Die entscheidende Schlußfolgerung aus diesen und weiteren Ergebnissen
ist, daß die ausschließliche Berücksichtigung bewußter Motivation
beim Eintritt in eine religiöse Institution nicht ausreicht. Vielmehr
muß gerade in der Ausbildungsphase genügend Raum sein, der
den einzelnen eine freie Auseinandersetzung mit religiösen Werten
und Einstellungen ermöglicht, bevor sie bestimmte Berufsrollen übernehmen
müssen. Geistliches und psychologisches Wachstum müssen
Hand in Hand gehen und dürfen nicht, wie bisher, auseinanderfallen.

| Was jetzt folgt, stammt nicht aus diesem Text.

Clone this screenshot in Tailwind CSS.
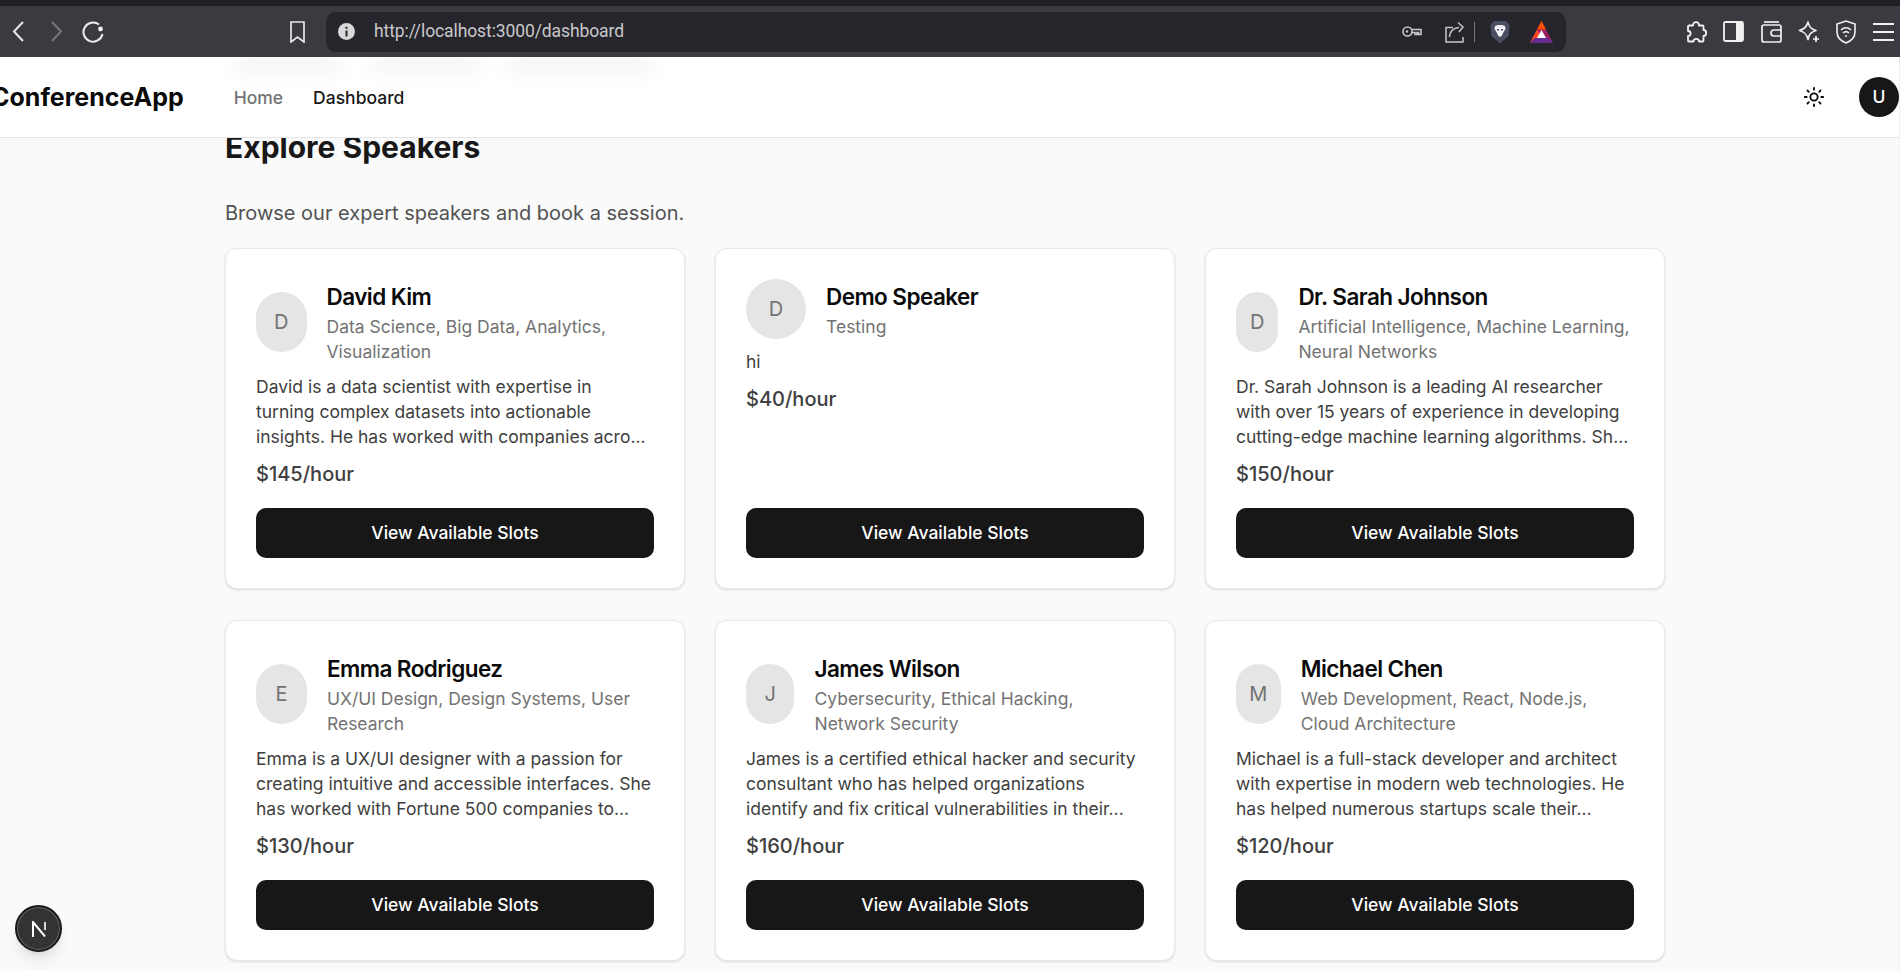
<!DOCTYPE html>
<html lang="en">
<head>
    <meta charset="UTF-8">
    <meta name="viewport" content="width=device-width, initial-scale=1.0">
    <title>Dashboard</title>
    <script src="https://cdn.jsdelivr.net/npm/@tailwindcss/browser@4"></script>
</head>
<body class="h-screen overflow-hidden flex flex-col bg-[#fafafa] font-['Inter',sans-serif]">
    <!-- Browser chrome -->
    <div class="h-[6px] shrink-0 bg-[#202025]"></div>
    <div class="h-[51px] shrink-0 bg-[#3b3a40] flex items-center text-white">
        <svg class="ml-[12px] w-[12px] h-[21px]" viewBox="0 0 12 21" fill="none" stroke="#e8e8e8" stroke-width="2"><path d="M11 1 2 10.5 11 20"/></svg>
        <svg class="ml-[27px] w-[12px] h-[21px]" viewBox="0 0 12 21" fill="none" stroke="#77777b" stroke-width="2"><path d="M1 1 10 10.5 1 20"/></svg>
        <svg class="ml-[19px] w-[23px] h-[23px]" viewBox="0 0 23 23" fill="none" stroke="#eeeeee" stroke-width="2"><path d="M17 4.500A9.600 9.600 0 1 0 20.500 14"/><circle cx="18.500" cy="9" r="2.400" fill="#eeeeee" stroke="none"/></svg>
        <svg class="ml-[185px] w-[15px] h-[22px]" viewBox="0 0 15 22" fill="none" stroke="#e8e8e8" stroke-width="1.700"><path d="M1 1h13v20l-6.500-5L1 21z"/></svg>
        <div class="ml-[21px] w-[1240px] h-[40px] bg-[#26252b] rounded-[10px] flex items-center">
            <svg class="ml-[12px] w-[17px] h-[17px]" viewBox="0 0 17 17"><circle cx="8.500" cy="8.500" r="8.500" fill="#d8d8d8"/><rect x="7.500" y="7.500" width="2" height="6" fill="#26252b"/><rect x="7.500" y="3.800" width="2" height="2" fill="#26252b"/></svg>
            <span class="ml-[19px] text-[17.5px] tracking-[-0.1px] text-[#c9c9cc] font-['Roboto',sans-serif]">http://localhost:3000/dashboard</span>
            <svg class="ml-auto w-[20px] h-[13px]" viewBox="0 0 20 13" fill="none" stroke="#c8c8c8" stroke-width="1.600"><circle cx="5.500" cy="6.500" r="4.500"/><circle cx="5" cy="6.500" r="1.200" fill="#c8c8c8" stroke="none"/><path d="M10 4.500h9v5h-2.500v-2h-1.500v2h-2v-2H10"/></svg>
            <svg class="ml-[23px] w-[19px] h-[22px]" viewBox="0 0 19 22" fill="none" stroke="#c8c8c8" stroke-width="1.500"><path d="M8 6.500H1v14.500h17v-5"/><path d="M4.500 16c.5-6 4.500-9 9.500-9.500"/><path d="M13 1.500 18 6l-4 5"/></svg>
            <div class="ml-[10px] w-px h-[20px] bg-[#77777b]"></div>
            <svg class="ml-[15px] w-[20px] h-[24px]" viewBox="0 0 20 24"><path d="M4 1h12l3.500 4-1 11-8.500 7.500L1.500 16l-1-11z" fill="#4b4e63"/><path d="M5 6l3-1h4l3 1 .5 3-2.500 4-1 2.500-2 1.500-2-1.500-1-2.500L4.500 9z" fill="#f2f2f4"/><rect x="7" y="9" width="2" height="1.500" fill="#4b4e63"/><rect x="11" y="9" width="2" height="1.500" fill="#4b4e63"/></svg>
            <svg class="ml-[20px] w-[23px] h-[22px]" viewBox="0 0 23 22"><path d="M11.500 0 23 22H0z" fill="#9e1f63"/><path d="M11.500 0 16 8.500H7z" fill="#ff5000"/><path d="M0 22 7 8.500 11.500 15.500 4.500 22z" fill="#ff4724"/><path d="M23 22H0l4.500-5h14z" fill="#662d91"/><path d="M11.500 9 16 17H7z" fill="#ffffff"/></svg>
            <div class="w-[13px]"></div>
        </div>
        <svg class="ml-[120px] w-[21px] h-[22px]" viewBox="0 0 21 22" fill="none" stroke="#f0f0f0" stroke-width="1.800" stroke-linejoin="round"><path d="M7 4.500C7 0 13 0 13 4.500h3.500a1 1 0 0 1 1 1V9c3.500 0 3.500 6 0 6v4.500a1 1 0 0 1-1 1H13c0-3.500-5.500-3.500-5.500 0H3a1 1 0 0 1-1-1V15c3.500 0 3.500-5 0-5V5.500a1 1 0 0 1 1-1z"/></svg>
        <svg class="ml-[16px] w-[21px] h-[21px]" viewBox="0 0 21 21"><rect x="1" y="1" width="19" height="19" rx="1.500" fill="none" stroke="#f0f0f0" stroke-width="1.800"/><rect x="13" y="1" width="7" height="19" fill="#f0f0f0"/></svg>
        <svg class="ml-[17px] w-[21px] h-[22px]" viewBox="0 0 21 22" fill="none" stroke="#f0f0f0" stroke-width="1.700"><path d="M3 1h15"/><rect x="1" y="4" width="19" height="17" rx="2"/><path d="M20 9h-7a3 3 0 0 0 0 6h7"/></svg>
        <svg class="ml-[16px] w-[22px] h-[22px]" viewBox="0 0 22 22" fill="none" stroke="#f0f0f0" stroke-width="1.700" stroke-linejoin="round"><path d="M10 1c1 5 3 7 8 8.500-5 1.500-7 3.500-8 9-1-5.500-3.500-7.500-8.500-9C6.500 8 9 6 10 1z"/><path d="M18 15v6M15 18h6"/></svg>
        <svg class="ml-[16px] w-[20px] h-[24px]" viewBox="0 0 20 24" fill="none" stroke="#f0f0f0" stroke-width="1.600"><path d="M10 1l9 3v8c0 5-4 9-9 11-5-2-9-6-9-11V4z"/><path d="M5 10c3-3 7-3 10 0M7 13c2-1.800 4-1.800 6 0"/><circle cx="10" cy="16" r="1" fill="#f0f0f0" stroke="none"/></svg>
        <svg class="ml-[17px] w-[21px] h-[20px]" viewBox="0 0 21 20" stroke="#f0f0f0" stroke-width="1.800"><path d="M0 2h21M0 10h21M0 18h21"/></svg>
    </div>

    <!-- Site nav -->
    <nav class="relative h-[81px] shrink-0 overflow-hidden bg-white border-b border-[#e5e5e5] flex items-center pr-px">
        <div class="absolute left-[236px] top-0 w-[104px] h-[12px] bg-neutral-300/40 blur-[10px]"></div>
        <div class="absolute left-[374px] top-0 w-[104px] h-[12px] bg-neutral-300/40 blur-[10px]"></div>
        <div class="absolute left-[508px] top-0 w-[144px] h-[12px] bg-neutral-300/40 blur-[10px]"></div>
        <span class="relative -ml-[9px] text-[25px] leading-[35px] font-bold text-[#0a0a0a]">ConferenceApp</span>
        <a class="relative ml-[50px] pt-[2px] text-[17.5px] font-medium text-[#737373]">Home</a>
        <a class="relative ml-[30px] pt-[2px] text-[17.5px] font-medium text-[#171717]">Dashboard</a>
        <svg class="relative ml-auto w-[22px] h-[22px]" viewBox="0 0 24 24" fill="none" stroke="#0a0a0a" stroke-width="2" stroke-linecap="round"><circle cx="12" cy="12" r="4"/><path d="M12 2v2M12 20v2M4.900 4.900l1.400 1.400M17.700 17.700l1.400 1.400M2 12h2M20 12h2M6.300 17.700l-1.400 1.400M19.100 4.900l-1.400 1.400"/></svg>
        <div class="relative ml-[34px] w-[40px] h-[40px] rounded-full bg-[#171717] text-white flex items-center justify-center text-[17.5px] font-medium">U</div>
    </nav>

    <!-- Dashboard content -->
    <main class="flex-1 overflow-hidden pl-[225px] pr-[235px]">
        <h1 class="-mt-[13px] text-[30px] leading-[45px] font-bold text-[#171717]">Explore Speakers</h1>
        <p class="mt-[29px] mb-[21px] text-[20px] leading-[28px] text-[#525252]">Browse our expert speakers and book a session.</p>
        <div id="speakers" class="grid grid-cols-3 gap-x-[30px] gap-y-[31px]"></div>
    </main>

    <!-- Scrollbar sliver on the right edge -->
    <div class="absolute right-0 top-[57px] bottom-0 w-px bg-[#eeeeee]"></div>

    <!-- Next.js dev indicator -->
    <div class="absolute left-[15px] top-[905px] w-[47px] h-[47px] rounded-full bg-[#333333] border-2 border-[#1a1a1a] ring-1 ring-[#666666] ring-inset shadow-lg flex items-center justify-center">
        <svg class="w-[16px] h-[16px]" viewBox="0 0 16 16" fill="none" stroke="#ffffff" stroke-width="2"><path d="M2 16V1L14 15.500"/><path d="M14 1v8" stroke="#ffffff" stroke-opacity="0.800"/></svg>
    </div>

    <script>
        const speakers = [
            { name: 'David Kim', topics: 'Data Science, Big Data, Analytics, Visualization', bio: 'David is a data scientist with expertise in turning complex datasets into actionable insights. He has worked with companies acro...', rate: 145 },
            { name: 'Demo Speaker', topics: 'Testing', bio: 'hi', rate: 40 },
            { name: 'Dr. Sarah Johnson', topics: 'Artificial Intelligence, Machine Learning, Neural Networks', bio: 'Dr. Sarah Johnson is a leading AI researcher with over 15 years of experience in developing cutting-edge machine learning algorithms. Sh...', rate: 150 },
            { name: 'Emma Rodriguez', topics: 'UX/UI Design, Design Systems, User Research', bio: 'Emma is a UX/UI designer with a passion for creating intuitive and accessible interfaces. She has worked with Fortune 500 companies to...', rate: 130 },
            { name: 'James Wilson', topics: 'Cybersecurity, Ethical Hacking, Network Security', bio: 'James is a certified ethical hacker and security consultant who has helped organizations identify and fix critical vulnerabilities in their...', rate: 160 },
            { name: 'Michael Chen', topics: 'Web Development, React, Node.js, Cloud Architecture', bio: 'Michael is a full-stack developer and architect with expertise in modern web technologies. He has helped numerous startups scale their...', rate: 120 },
        ];

        const container = document.getElementById('speakers');
        speakers.forEach(s => {
            container.innerHTML += `
                <div class="flex flex-col p-[30px] bg-white border border-[#e9e9e9] rounded-[12px] shadow-sm">
                    <div class="flex items-center gap-[20px] mb-[10px]">
                        <div class="w-[60px] h-[60px] rounded-full bg-[#e5e5e5] text-[#737373] text-[20px] flex items-center justify-center">${s.name[0]}</div>
                        <div>
                            <h3 class="text-[22.5px] leading-[35px] font-semibold tracking-tight text-[#0a0a0a]">${s.name}</h3>
                            <p class="text-[17.5px] leading-[25px] text-[#737373]">${s.topics}</p>
                        </div>
                    </div>
                    <p class="text-[17.5px] leading-[25px] text-[#404040]">${s.bio}</p>
                    <p class="mt-[11px] mb-[20px] text-[20px] leading-[28px] font-medium text-[#404040]">$${s.rate}/hour</p>
                    <button class="mt-auto h-[50px] rounded-[10px] bg-[#171717] text-white text-[17.5px] font-medium">View Available Slots</button>
                </div>`;
        });
    </script>
</body>
</html>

Wie das allerdings konkret geschehen kann, darüber geben die Autoren
keine weitere Auskunft.

Das entscheidende Problem dieser Studie scheint mir zu sein, daß
die zugrundeliegenden theologischen Zielvorstellungen in anscheinend
ganz unkritischer Weise bestimmt worden sind. So fassen die
Autoren die o. g. fünf religiösen Werte auch als die „selbsttranszendie-
renden Werte der religiösen Verpflichtung" zusammen (150) und
erläutern sie etwa mit der Zielvorstellung „sich selbst zu verlieren in
der selbstlosen Aufgabe der Liebe". Dann müssen natürlich aggressive
Impulse oder das Bedürfnis nach Erotik und Sexualität als störend
empfunden werden, und es kommt zu den oben erwähnten Spannungen
. Aber jene fünf religiösen Werte scheinen mir sowohl theologisch
als auch psychologisch höchst fragwürdig. Eine differenziertere theologische
Diskussion würde auch die psychologischen Ergebnisse in
einem anderen Licht erscheinen lassen.